### What you need to do
Tally the lines containing "React" and report the number alone.

### Input data
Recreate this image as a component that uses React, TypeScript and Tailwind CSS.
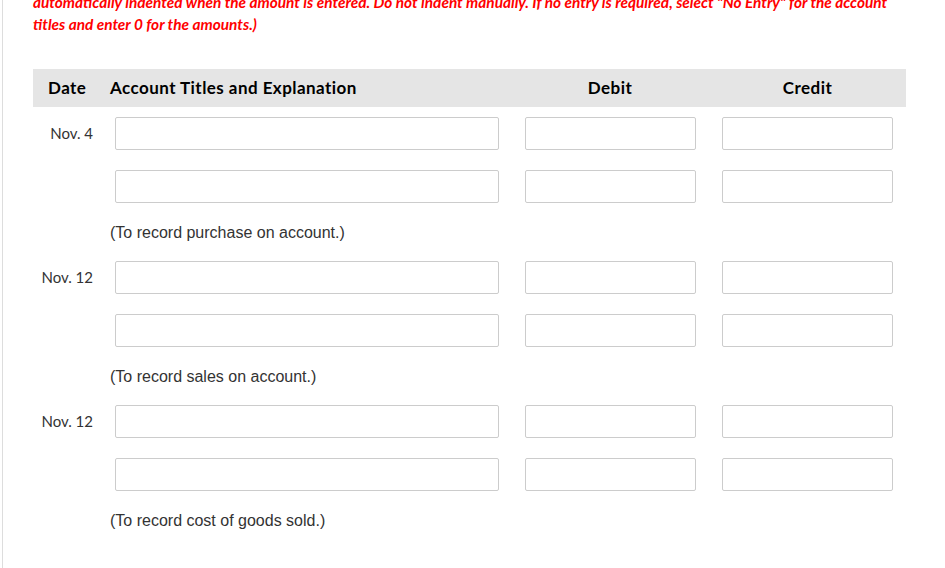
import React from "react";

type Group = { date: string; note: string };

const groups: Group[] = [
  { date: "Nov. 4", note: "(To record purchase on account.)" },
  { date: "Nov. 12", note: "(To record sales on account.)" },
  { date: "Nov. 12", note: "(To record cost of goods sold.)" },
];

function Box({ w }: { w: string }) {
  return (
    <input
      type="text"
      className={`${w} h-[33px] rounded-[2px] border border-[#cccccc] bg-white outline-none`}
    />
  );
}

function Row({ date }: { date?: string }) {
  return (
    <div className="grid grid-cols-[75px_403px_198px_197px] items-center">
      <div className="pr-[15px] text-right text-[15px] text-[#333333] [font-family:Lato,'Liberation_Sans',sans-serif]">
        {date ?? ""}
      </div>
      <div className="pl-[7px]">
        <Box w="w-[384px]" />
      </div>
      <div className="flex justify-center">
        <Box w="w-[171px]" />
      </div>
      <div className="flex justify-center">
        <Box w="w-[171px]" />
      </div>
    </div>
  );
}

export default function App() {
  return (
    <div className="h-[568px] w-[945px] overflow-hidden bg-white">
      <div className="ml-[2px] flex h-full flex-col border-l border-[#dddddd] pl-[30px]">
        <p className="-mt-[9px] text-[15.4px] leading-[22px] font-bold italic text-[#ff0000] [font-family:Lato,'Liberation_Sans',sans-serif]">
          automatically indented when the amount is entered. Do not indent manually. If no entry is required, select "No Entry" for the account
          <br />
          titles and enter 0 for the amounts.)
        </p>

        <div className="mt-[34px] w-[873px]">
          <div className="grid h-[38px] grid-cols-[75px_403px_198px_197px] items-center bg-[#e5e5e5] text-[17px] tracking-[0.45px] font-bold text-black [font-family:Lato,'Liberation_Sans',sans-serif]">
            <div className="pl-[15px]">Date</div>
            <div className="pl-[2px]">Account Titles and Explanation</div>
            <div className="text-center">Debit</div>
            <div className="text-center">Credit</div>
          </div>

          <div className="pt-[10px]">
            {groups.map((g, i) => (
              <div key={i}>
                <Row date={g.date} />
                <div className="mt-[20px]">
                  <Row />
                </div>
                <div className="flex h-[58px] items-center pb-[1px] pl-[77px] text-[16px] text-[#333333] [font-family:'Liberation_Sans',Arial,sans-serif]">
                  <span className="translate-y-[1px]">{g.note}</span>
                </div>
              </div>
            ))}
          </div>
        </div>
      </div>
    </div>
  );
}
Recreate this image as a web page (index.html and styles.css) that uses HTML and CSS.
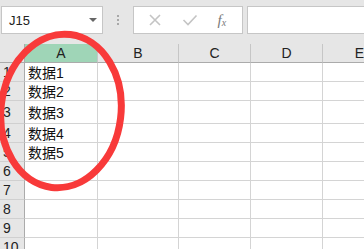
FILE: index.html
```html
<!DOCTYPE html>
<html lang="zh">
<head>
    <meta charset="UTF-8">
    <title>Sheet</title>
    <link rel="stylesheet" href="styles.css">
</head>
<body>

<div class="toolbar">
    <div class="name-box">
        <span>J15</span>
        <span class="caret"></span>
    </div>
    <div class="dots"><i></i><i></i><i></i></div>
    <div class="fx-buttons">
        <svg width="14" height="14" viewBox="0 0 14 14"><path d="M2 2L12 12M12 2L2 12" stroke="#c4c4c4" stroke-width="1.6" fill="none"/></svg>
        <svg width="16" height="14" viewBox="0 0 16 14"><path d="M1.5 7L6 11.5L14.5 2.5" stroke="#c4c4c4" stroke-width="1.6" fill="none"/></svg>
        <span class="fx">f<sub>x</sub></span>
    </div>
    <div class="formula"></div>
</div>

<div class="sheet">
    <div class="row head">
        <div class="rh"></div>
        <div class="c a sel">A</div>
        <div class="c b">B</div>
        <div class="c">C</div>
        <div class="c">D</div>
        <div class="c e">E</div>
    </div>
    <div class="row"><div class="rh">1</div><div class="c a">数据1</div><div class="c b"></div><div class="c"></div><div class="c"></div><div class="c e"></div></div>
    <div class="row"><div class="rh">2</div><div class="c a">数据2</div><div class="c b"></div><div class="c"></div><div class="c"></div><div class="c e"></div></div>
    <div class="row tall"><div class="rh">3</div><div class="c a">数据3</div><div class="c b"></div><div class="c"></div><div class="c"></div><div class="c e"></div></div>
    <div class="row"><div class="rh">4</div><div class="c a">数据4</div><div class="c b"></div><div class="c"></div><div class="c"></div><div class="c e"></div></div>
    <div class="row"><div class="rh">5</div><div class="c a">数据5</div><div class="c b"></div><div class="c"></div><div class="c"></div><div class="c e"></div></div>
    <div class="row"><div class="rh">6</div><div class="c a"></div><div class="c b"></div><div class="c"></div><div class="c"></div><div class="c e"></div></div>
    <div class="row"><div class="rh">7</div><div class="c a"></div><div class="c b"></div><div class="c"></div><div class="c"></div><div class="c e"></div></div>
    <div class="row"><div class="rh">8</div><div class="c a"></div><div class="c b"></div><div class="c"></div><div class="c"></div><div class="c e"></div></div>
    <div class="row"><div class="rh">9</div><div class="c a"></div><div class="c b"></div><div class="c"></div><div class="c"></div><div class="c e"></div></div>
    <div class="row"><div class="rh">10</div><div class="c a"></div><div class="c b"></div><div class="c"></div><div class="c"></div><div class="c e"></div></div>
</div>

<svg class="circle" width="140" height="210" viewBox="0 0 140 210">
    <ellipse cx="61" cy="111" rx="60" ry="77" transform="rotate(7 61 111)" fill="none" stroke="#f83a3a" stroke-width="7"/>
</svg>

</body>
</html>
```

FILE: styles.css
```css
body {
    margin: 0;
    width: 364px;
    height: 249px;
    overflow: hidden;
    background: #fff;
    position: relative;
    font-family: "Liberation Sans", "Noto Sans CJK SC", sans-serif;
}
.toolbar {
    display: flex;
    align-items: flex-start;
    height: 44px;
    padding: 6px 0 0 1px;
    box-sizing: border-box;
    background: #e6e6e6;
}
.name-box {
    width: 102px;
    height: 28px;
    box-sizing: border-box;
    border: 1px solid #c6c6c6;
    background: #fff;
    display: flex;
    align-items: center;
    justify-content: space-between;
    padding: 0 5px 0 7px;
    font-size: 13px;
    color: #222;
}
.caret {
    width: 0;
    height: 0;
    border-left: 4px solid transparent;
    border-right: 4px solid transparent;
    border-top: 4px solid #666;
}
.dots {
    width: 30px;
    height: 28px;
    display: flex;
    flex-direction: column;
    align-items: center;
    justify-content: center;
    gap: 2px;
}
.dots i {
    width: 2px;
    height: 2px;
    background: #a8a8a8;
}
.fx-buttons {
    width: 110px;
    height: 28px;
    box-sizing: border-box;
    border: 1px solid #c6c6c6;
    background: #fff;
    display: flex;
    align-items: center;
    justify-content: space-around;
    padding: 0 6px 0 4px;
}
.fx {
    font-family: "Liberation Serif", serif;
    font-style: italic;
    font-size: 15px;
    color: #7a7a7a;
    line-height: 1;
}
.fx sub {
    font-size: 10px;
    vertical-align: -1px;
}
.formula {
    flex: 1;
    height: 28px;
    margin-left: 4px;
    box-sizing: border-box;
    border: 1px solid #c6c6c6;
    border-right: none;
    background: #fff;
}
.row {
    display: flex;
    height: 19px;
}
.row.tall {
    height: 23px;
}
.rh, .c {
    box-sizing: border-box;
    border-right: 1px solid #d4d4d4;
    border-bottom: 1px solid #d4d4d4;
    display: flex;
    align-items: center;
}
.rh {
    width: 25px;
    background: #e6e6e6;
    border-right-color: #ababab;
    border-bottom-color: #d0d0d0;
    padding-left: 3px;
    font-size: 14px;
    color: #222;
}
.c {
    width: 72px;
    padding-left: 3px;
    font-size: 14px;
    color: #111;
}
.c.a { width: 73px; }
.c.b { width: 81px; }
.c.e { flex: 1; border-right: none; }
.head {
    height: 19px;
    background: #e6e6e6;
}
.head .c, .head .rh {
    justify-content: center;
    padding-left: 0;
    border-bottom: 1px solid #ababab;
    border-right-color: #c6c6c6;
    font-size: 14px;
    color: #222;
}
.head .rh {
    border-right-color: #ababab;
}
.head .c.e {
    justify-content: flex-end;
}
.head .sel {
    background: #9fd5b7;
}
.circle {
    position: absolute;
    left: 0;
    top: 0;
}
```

### Exercise answer
2